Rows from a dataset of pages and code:
※ ※ ※

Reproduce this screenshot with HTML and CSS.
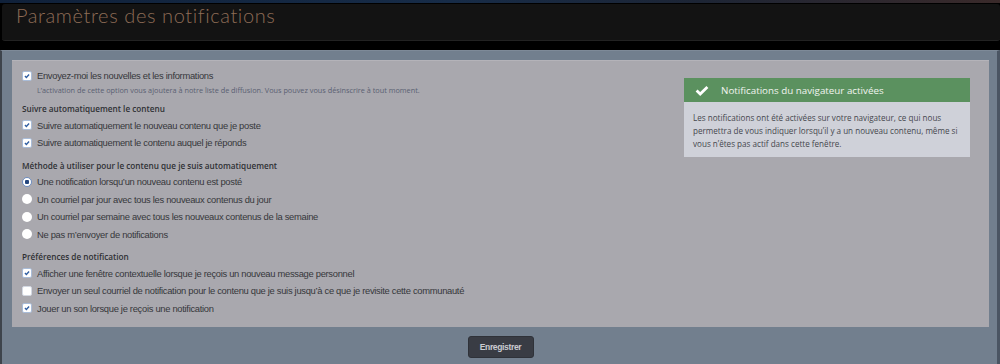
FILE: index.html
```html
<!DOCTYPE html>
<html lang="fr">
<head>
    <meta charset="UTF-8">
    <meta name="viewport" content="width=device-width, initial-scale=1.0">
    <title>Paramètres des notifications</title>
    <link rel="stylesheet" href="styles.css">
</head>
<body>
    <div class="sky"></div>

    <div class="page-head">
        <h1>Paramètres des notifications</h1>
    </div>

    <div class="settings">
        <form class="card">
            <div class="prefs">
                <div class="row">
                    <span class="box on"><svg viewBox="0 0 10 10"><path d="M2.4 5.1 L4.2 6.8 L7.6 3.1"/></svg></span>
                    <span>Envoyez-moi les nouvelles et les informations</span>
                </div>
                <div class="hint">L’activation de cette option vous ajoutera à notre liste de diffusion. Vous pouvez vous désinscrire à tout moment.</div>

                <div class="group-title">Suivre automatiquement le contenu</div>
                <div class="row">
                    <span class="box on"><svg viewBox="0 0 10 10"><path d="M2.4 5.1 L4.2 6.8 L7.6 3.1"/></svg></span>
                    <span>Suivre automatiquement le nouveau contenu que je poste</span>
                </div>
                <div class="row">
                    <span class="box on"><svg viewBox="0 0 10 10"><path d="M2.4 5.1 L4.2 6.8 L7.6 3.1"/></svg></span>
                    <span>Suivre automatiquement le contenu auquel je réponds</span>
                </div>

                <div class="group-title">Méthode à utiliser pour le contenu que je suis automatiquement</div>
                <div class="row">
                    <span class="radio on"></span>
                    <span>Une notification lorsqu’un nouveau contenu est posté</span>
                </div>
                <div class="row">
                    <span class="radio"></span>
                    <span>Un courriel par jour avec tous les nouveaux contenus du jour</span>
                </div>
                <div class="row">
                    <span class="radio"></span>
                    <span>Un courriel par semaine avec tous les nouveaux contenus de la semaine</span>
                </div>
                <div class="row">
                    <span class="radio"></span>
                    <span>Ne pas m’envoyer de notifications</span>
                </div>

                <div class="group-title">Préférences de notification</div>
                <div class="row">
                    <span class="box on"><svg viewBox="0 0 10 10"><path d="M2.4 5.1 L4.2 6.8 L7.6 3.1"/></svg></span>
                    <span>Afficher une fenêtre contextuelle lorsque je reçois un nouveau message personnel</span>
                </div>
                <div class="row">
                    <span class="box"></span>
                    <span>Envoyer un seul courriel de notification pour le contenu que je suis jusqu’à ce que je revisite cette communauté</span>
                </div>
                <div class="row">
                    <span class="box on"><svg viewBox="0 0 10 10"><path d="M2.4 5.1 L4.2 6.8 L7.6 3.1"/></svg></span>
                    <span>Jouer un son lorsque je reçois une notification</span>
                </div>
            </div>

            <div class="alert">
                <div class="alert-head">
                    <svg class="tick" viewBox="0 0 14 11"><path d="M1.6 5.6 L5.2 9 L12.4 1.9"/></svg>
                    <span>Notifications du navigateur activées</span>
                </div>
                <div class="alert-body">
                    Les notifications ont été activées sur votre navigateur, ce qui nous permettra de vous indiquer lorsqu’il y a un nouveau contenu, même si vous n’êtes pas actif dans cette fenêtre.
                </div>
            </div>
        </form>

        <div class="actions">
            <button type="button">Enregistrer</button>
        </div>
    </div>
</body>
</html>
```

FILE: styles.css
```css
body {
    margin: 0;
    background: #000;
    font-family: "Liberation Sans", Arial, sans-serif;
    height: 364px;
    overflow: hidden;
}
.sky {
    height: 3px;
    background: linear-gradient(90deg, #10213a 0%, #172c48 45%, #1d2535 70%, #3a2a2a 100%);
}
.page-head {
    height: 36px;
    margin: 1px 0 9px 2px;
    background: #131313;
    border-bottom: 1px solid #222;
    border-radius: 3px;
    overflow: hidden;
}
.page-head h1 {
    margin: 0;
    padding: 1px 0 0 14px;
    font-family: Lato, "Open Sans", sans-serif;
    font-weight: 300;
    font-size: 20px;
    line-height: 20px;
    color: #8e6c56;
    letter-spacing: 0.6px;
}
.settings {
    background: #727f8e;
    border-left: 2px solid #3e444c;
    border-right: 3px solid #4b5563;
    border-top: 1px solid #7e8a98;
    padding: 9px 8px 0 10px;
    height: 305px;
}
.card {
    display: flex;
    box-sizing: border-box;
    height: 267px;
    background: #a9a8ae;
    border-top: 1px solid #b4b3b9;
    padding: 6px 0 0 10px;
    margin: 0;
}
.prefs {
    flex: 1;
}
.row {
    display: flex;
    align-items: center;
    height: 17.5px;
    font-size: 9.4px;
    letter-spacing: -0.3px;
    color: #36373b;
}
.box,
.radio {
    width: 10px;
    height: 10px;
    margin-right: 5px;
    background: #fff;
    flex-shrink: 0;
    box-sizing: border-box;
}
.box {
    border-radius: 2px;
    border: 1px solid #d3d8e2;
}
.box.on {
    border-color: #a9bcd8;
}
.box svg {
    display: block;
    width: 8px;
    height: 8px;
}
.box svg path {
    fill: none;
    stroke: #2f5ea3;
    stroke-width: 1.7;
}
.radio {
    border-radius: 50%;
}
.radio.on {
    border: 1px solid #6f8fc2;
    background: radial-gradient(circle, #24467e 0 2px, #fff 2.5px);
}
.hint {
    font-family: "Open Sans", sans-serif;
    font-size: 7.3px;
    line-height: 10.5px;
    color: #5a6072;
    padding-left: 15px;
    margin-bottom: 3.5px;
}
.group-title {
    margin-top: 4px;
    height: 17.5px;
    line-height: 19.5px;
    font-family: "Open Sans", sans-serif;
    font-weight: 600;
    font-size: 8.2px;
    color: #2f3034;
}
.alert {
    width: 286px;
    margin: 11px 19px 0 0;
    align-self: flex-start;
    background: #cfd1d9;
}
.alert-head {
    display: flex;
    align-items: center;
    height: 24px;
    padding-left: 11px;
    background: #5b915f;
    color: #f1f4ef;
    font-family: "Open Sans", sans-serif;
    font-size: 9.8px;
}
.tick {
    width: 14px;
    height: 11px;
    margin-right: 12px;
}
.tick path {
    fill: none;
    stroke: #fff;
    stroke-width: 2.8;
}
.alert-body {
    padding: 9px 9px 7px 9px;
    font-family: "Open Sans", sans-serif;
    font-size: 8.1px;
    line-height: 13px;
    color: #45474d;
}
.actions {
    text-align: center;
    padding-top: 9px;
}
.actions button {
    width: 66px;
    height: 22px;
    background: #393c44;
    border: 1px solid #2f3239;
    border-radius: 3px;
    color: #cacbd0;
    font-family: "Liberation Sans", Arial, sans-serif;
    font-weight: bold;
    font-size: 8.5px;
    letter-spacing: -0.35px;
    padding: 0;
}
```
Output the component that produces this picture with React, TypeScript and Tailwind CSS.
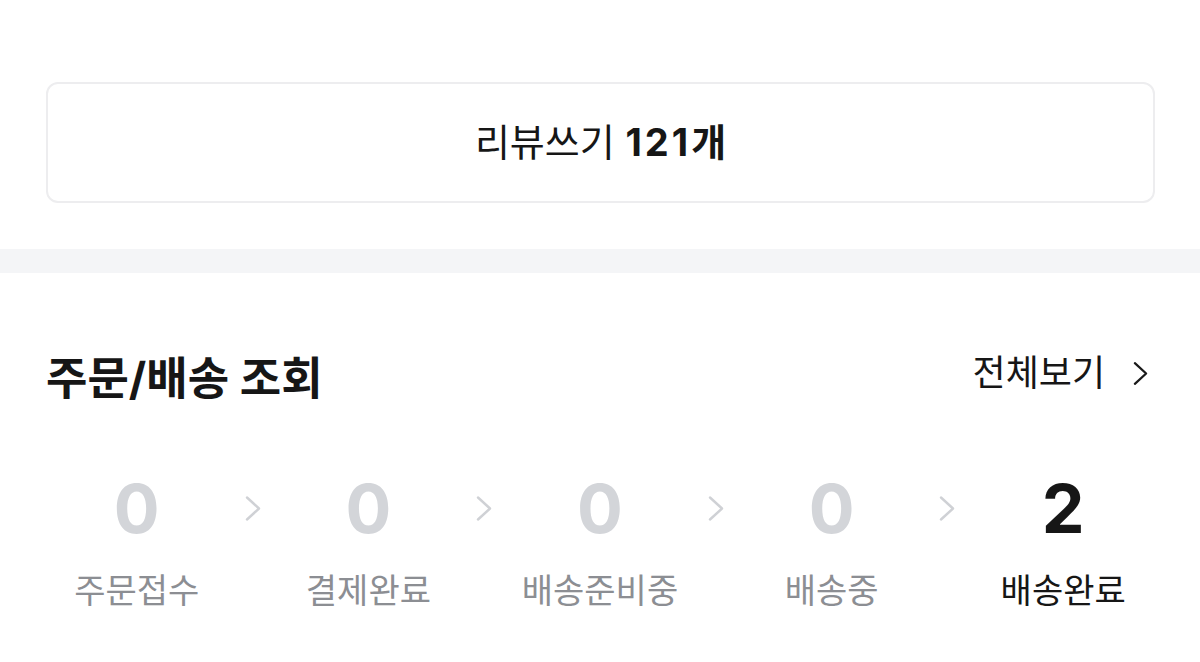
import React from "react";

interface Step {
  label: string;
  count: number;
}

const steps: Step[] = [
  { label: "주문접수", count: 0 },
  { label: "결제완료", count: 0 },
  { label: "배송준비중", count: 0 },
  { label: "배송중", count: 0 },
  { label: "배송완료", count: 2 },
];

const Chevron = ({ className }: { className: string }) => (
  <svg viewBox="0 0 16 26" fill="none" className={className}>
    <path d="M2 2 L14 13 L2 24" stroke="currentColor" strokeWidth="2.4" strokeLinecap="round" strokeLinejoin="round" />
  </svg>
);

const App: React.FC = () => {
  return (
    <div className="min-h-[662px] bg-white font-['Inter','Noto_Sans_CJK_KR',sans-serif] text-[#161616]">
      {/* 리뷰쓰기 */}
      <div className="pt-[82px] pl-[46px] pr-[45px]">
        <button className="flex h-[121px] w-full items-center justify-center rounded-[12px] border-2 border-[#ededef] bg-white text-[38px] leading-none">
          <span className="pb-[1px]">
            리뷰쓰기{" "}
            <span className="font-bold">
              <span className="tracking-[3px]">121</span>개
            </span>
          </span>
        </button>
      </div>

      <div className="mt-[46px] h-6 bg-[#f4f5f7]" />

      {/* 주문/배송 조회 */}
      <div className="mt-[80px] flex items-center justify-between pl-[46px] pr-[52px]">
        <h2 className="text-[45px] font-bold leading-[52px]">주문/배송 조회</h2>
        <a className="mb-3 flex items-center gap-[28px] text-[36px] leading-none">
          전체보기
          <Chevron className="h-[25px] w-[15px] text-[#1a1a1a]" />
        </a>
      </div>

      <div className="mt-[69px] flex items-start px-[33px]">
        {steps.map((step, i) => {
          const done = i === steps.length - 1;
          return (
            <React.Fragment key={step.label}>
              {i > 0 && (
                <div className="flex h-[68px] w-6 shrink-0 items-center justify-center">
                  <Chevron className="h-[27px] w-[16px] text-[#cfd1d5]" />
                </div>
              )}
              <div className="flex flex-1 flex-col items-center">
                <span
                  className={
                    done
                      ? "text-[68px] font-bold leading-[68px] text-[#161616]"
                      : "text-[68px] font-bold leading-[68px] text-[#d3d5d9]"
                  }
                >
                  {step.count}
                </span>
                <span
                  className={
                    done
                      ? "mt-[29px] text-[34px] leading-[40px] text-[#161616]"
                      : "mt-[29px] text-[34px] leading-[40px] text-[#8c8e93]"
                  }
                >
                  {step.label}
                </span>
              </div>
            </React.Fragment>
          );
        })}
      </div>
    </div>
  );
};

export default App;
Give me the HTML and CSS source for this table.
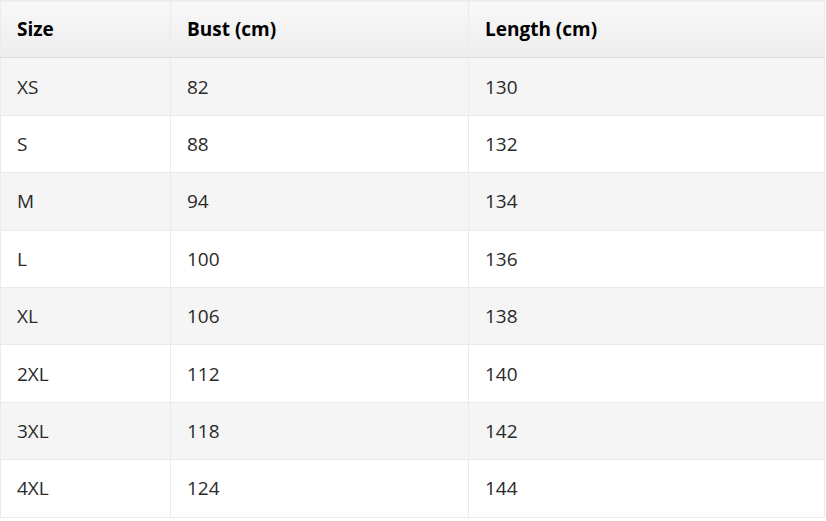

※ ※ ※

Exercise requirements
Report each line of the material above where the word "React" appears.

Task output
Output the component that produces this picture with React, TypeScript and Tailwind CSS.
import React from "react";
const App: React.FC = () => {
            <React.Fragment key={step.label}>
            </React.Fragment>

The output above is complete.